Se o valor arrecadado com impostos for somado aos recursos obtidos pelo município com outras taxas como royalties, Contribuição para o Custeio do Serviço de Iluminação Pública (Cosip) e o Fundo de Participação dos Municípios, o impacto da praça de pedágio representa 8,3% do total. Um percentual bem menor, mas ainda significativo para as contas da cidade.

À reportagem, Liodoro de Mello explicou que sua pesquisa busca mostrar como é necessária uma abordagem mais aprofundada sobre o tema e fugir do lugar comum que trata a retirada do ponto de cobrança como uma medida inequivocamente positiva, ou sem nenhum impacto para a gestão pública das cidades.

“Precisamos primeiro pensar se essa retirada é somente positiva. Segundo é que, se houvesse entendimento, deveria haver uma busca de diálogo com a nova concessionária. Para que se possa beneficiar a sociedade em função da formação de uma empresa mista que possa prestar serviço para o pedágio com pátios para estacionamento dos carros da concessionária, por exemplo. Isso gera emprego e condições de trabalho para essa sociedade”, afirmou o economista.

Para Mello, é necessário trabalhar em alternativas para mitigar as perdas arrecadatórias atreladas à retirada do pedágio. Essas formas devem ter foco em atividades produtivas perenes para não deixar a cidade à mercê de fontes de recurso como as emendas parlamentares enviadas por deputados.

“Se você afirmar que a retirada do pedágio e o cessar do imposto que recebe não vai fazer falta porque vai ter alternativas como as emendas, é um processo em que você quebra a lógica produtiva da cidade. Porque você não sabe até quando você vai conseguir trazer recurso para a cidade e principalmente que esses recursos não são produtivos”, analisa.

Nova concessão na BR-040

Em abril deste ano, o Consórcio Nova Estrada Real formado pela Construcap, Ohla e Copasa Group (empreiteira espanhola), venceu o leilão de concessão da BR-040 entre Juiz de Fora e o Rio de Janeiro e garantiu o direito de operar a estrada por 30 anos.

Caberá ao grupo cumprir com as regras do novo edital, entre elas, a mudança de uma das três praças de pedágio do trecho de Simão Pereira para Comendador Levy Gasparian, a cerca de 25 quilômetros de distância e já no estado do Rio.
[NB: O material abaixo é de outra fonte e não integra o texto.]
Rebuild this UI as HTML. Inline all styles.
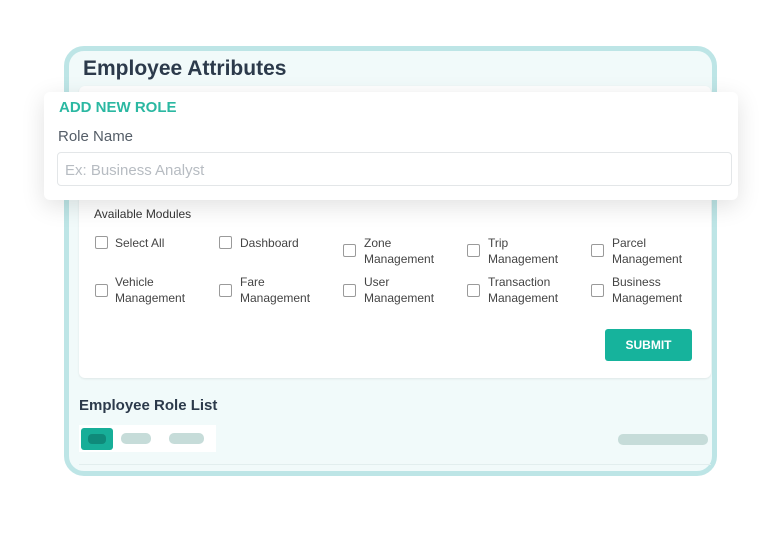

A retirada do ponto de cobrança é uma demanda antiga da cidade mineira, onde ele foi instalado em 1996 pela Concer, antiga empresa responsável pela estrada.

Futuro incerto

Entre 2015 e 2019, Simão Pereira recebeu quase R$ 5 milhões oriundos do ISS cobrado nos pedágios na estrada. O valor representa 7,7% do total destinado aos municípios e a divisão dos recursos é realizada a partir de uma análise de impacto das cobranças para as cidades. Nesta análise, Petrópolis, Duque de Caxias e Juiz de Fora recebem as maiores parcelas com 26,1%; 18,1% e 14,6% do total, respectivamente.

A reportagem procurou a Agência Nacional de Transportes Terrestres (ANTT) para perguntar qual a previsão de alteração no percentual distribuído com a migração da praça de pedágio de Simão Pereira para Levy Gasparian. Até o fechamento desta matéria, não houve respostas.

Para o prefeito de Simão Pereira, David Carvalho Pimenta, conhecido como Chiclete, a retirada do pedágio será positiva, fortalecerá a economia da cidade e não afetará a arrecadação. “Vai ser positivo, o pessoal gostou. Vamos melhorar o turismo, porque o pedágio antes ficava a 500 metros da entrada da cidade. Não tem impacto pras contas, tudo se mantém igual”, disse à reportagem. Ele preferiu não comentar os dados que apontam a queda nos tributos.